The book consists of five chapters. Starting with a differentiation between "Who?" "What?" "How?" and "Why?" questions, Fischer goes on to emphasize the freedom of God in acting through human and natural means as well as in ways that are properly classified as supernatural, discusses problems and misunderstandings related to questions of origins and miracles, and finally summarizes the whole issue. Throughout Fischer emphasizes that the biblical God must be conceived of as being "big enough" not only to be able to work supernaturally in cases where natural mechanisms are absent, but also to be able to work in ways normally described as natural and even ordinary to achieve His sovereign purpose. He recognizes and points out that the common creation/evolution debate is often obscured by a confusion of categories between topics on the level of philosophy and topics on the level of science.

The only major shortcoming of the book is a total absence of references or acknowledged quotations. The remark in the "Purpose and General Thrust" introductory section to the effect that the material "is not now presented in any clear written form for consideration by average people," unnecessarily slights the considerable number of books written in the same vein as this one and with about the same level of difficulty, which are and have been available for the last 20 years if not longer.

A discussion leader capable of supplementing this book with a suitable reference list for additional reading can make excellent use of this book as a springboard for the discussion of the interaction between science and Christian faith.

Reviewed by Richard H. Bube, Department of Materials Science and Engineering, Stanford University, Stanford, CA 94305.

When someone else writes a book you've been planning to write for years, it gets your attention. When that someone is Bob Fischer, a longtime friend and respected scientific colleague, your feelings are mixed-happiness that what has been percolating in your mind has finally been put to words. Envy, in a way, but also pride that he got it done before you did.

The title not only articulates the question, but also sets the background for the answer. One of the weaknesses of many discussions in the field of cosmogony is that presuppositions are not recognized or stated. Another is that discussants are seldom sure whether they are Deists or Theists. Fischer happily makes these distinctions clear, and ably defends Theistic presuppositions, showing how they apply in the study of the natural universe and in the study of the Bible. He uses pertinent examples from both science and human history to illustrate that from our Holy, Creating, Sustaining and Loving God comes the operating universe and the answer to the human dilemma within it.
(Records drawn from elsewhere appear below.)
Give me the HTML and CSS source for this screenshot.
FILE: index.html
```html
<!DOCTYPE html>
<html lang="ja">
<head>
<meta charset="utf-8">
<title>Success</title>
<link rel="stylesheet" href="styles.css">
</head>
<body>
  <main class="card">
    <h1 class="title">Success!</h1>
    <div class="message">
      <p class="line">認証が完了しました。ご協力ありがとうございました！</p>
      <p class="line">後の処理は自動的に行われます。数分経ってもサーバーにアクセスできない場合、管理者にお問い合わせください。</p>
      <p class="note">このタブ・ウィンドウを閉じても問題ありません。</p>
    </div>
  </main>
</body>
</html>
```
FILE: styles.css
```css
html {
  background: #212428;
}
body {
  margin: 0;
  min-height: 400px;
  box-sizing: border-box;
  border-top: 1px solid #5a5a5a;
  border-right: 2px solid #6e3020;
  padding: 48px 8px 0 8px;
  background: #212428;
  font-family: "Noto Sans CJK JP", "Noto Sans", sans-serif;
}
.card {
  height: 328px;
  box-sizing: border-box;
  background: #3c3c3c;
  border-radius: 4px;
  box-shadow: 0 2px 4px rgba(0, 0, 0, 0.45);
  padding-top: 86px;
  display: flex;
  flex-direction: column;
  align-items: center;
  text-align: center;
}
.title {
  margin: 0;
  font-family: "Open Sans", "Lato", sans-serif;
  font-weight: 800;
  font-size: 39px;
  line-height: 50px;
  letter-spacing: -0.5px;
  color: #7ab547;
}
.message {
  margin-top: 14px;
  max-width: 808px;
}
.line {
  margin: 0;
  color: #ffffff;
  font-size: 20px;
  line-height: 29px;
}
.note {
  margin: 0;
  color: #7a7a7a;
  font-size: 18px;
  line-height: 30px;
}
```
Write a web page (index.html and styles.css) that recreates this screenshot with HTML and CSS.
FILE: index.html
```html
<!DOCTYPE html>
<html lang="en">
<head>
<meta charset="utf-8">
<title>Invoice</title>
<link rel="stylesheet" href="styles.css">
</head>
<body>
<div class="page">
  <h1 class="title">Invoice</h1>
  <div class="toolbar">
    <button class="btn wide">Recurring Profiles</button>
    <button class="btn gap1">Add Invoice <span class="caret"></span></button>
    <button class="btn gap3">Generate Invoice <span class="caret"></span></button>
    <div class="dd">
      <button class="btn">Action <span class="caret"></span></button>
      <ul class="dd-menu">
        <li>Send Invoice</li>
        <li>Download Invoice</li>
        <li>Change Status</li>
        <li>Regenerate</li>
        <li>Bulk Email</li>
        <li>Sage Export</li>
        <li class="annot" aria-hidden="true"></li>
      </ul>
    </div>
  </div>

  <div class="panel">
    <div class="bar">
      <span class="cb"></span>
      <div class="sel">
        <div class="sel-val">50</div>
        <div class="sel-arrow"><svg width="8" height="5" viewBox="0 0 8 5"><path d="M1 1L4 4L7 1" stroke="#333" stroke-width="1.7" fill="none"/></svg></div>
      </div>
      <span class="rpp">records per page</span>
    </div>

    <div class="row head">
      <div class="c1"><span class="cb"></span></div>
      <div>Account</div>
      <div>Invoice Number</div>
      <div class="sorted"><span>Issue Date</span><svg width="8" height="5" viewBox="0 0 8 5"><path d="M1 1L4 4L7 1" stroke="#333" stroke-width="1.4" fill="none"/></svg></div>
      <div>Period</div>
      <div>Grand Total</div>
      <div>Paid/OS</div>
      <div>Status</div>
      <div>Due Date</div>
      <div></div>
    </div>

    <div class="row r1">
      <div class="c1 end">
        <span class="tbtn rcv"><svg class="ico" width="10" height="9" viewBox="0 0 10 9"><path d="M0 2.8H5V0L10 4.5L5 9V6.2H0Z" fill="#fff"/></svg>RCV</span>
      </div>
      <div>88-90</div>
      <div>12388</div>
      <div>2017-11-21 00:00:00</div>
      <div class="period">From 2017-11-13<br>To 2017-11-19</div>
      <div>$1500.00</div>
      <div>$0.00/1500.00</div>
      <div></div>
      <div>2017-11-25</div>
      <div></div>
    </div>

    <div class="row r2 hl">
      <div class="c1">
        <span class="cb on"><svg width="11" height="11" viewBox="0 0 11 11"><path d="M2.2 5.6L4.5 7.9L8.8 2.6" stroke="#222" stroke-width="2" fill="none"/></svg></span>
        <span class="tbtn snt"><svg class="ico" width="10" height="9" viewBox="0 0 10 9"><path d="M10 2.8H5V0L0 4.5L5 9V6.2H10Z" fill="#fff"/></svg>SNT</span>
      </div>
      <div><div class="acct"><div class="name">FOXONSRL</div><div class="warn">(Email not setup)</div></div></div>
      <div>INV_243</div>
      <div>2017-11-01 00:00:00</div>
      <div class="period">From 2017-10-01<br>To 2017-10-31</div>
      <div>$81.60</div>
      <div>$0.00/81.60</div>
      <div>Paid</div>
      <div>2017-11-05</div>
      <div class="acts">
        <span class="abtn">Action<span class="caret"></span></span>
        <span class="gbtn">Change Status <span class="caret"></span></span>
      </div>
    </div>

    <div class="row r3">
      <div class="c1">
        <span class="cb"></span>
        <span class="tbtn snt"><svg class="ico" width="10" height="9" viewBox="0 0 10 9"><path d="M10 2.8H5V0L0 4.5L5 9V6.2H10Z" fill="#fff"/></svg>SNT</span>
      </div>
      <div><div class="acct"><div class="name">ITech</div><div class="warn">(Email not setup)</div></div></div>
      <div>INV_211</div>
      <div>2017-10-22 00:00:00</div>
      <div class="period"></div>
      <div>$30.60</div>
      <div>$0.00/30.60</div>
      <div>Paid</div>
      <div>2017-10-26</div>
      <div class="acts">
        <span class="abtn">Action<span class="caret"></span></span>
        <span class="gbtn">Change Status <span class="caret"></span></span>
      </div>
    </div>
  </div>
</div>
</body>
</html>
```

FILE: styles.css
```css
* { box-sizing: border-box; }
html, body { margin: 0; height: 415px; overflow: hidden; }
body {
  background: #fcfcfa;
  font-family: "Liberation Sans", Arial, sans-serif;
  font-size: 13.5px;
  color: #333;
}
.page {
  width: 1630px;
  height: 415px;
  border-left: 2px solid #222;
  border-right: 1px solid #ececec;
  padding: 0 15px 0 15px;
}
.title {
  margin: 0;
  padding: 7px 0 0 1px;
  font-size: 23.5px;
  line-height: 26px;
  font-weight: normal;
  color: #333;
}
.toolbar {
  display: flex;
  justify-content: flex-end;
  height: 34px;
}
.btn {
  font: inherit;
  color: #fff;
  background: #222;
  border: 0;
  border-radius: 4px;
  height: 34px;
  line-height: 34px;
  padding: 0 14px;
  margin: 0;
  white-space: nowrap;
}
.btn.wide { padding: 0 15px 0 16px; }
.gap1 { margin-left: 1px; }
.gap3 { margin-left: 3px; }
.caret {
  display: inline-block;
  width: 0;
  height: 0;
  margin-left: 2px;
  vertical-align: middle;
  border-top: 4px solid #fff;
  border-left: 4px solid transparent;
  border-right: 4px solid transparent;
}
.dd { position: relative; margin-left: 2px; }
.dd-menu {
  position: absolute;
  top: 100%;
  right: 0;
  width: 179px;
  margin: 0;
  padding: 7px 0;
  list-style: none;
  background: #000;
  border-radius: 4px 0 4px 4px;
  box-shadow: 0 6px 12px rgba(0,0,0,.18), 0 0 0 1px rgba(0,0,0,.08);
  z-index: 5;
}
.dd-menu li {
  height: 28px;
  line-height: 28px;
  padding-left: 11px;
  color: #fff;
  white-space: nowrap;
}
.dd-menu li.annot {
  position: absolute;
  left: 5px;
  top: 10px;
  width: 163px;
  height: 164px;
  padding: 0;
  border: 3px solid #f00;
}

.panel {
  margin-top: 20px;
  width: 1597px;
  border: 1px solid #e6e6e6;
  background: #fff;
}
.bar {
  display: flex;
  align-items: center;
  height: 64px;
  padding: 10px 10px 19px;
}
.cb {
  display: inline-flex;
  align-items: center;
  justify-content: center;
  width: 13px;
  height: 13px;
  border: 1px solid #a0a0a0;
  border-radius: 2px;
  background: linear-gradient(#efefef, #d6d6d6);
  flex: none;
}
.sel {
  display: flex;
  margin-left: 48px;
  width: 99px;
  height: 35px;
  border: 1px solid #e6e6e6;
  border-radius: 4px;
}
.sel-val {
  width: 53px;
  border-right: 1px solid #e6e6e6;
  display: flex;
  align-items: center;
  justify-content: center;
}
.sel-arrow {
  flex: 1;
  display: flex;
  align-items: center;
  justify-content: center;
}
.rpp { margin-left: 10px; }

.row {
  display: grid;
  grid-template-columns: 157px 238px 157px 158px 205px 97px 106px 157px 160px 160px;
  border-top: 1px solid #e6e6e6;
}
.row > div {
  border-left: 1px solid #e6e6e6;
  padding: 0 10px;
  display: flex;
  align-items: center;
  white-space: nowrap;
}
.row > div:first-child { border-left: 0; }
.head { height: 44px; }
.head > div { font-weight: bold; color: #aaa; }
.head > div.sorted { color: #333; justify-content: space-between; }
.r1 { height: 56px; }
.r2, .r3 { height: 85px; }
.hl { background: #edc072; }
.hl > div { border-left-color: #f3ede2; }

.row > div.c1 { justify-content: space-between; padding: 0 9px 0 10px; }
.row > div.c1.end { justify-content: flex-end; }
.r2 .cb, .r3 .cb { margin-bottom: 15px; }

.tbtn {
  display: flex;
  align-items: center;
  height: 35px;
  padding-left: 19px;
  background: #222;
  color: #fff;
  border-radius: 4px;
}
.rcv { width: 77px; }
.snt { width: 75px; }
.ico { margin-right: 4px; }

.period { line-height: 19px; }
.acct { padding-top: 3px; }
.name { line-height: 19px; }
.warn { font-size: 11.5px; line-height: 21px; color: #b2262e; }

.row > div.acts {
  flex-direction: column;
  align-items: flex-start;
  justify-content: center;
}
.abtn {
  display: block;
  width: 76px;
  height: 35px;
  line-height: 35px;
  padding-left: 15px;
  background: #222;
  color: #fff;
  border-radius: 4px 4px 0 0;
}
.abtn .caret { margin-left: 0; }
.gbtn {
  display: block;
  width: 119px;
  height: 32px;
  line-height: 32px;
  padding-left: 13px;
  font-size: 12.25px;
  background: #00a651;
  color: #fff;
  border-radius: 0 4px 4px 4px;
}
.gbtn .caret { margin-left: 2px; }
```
I was somewhat distracted by loose editing-typos, the archaic use of the editorial third person, the involved and largely irrelevant introduction of ideas, the use of indefinities, and of too many misplaced "howevers." But these can all be easily revised in future printings.
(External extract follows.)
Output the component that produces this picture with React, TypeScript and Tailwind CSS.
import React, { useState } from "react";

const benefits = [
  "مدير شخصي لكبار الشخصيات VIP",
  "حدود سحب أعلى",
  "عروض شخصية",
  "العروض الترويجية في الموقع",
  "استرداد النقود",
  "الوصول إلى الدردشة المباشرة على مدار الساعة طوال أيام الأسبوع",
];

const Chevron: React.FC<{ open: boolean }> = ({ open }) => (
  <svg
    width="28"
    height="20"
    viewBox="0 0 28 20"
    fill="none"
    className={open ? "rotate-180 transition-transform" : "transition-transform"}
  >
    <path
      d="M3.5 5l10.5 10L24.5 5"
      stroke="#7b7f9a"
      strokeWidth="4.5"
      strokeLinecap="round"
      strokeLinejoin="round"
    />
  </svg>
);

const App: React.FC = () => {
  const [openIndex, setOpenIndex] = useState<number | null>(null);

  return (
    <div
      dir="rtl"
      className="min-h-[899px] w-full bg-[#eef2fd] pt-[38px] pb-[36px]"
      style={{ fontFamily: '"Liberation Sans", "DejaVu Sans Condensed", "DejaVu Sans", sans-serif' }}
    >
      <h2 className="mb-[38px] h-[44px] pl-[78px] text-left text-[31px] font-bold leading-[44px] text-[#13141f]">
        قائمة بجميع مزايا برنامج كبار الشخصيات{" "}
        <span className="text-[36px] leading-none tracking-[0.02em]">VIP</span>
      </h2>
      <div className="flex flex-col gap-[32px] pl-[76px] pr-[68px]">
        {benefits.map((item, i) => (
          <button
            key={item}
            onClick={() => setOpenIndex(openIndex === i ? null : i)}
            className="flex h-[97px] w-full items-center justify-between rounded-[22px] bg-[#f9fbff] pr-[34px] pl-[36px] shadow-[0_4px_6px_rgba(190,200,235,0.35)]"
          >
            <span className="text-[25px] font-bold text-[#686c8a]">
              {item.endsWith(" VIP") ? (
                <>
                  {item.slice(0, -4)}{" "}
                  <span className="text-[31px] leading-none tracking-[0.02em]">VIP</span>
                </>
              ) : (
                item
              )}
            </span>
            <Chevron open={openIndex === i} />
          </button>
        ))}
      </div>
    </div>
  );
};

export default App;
Though limited in scope, this book is a provocative contribution to the Bible-Science field in the Ramm tradition. It deserves the attention of serious students for years to come.

Reviewed by J. Frank Cassel, Zoology Department, North Dakota State University, Fargo, North Dakota 58105.

A marvelous little book. If carefully read it will enable a sincere layman to ask truly meaningful questions about the relationship between science and the Christian faith without getting hopelessly tangled due to innappropriate mixing of concepts that belong to quite different levels of conceptual understanding (i.e., comparing science to the Bible rather than to theology or asking a who question when the context is more appropriate for a how question).

Indeed the author's central thesis is that a major cause of conflict between scientific and religious communities is due to concepts appropriate to one level of 
understanding (i.e., philosophy or theology) being wrongly applied to questions that properly belong in the conceptual framework of another level of understanding (i.e., science).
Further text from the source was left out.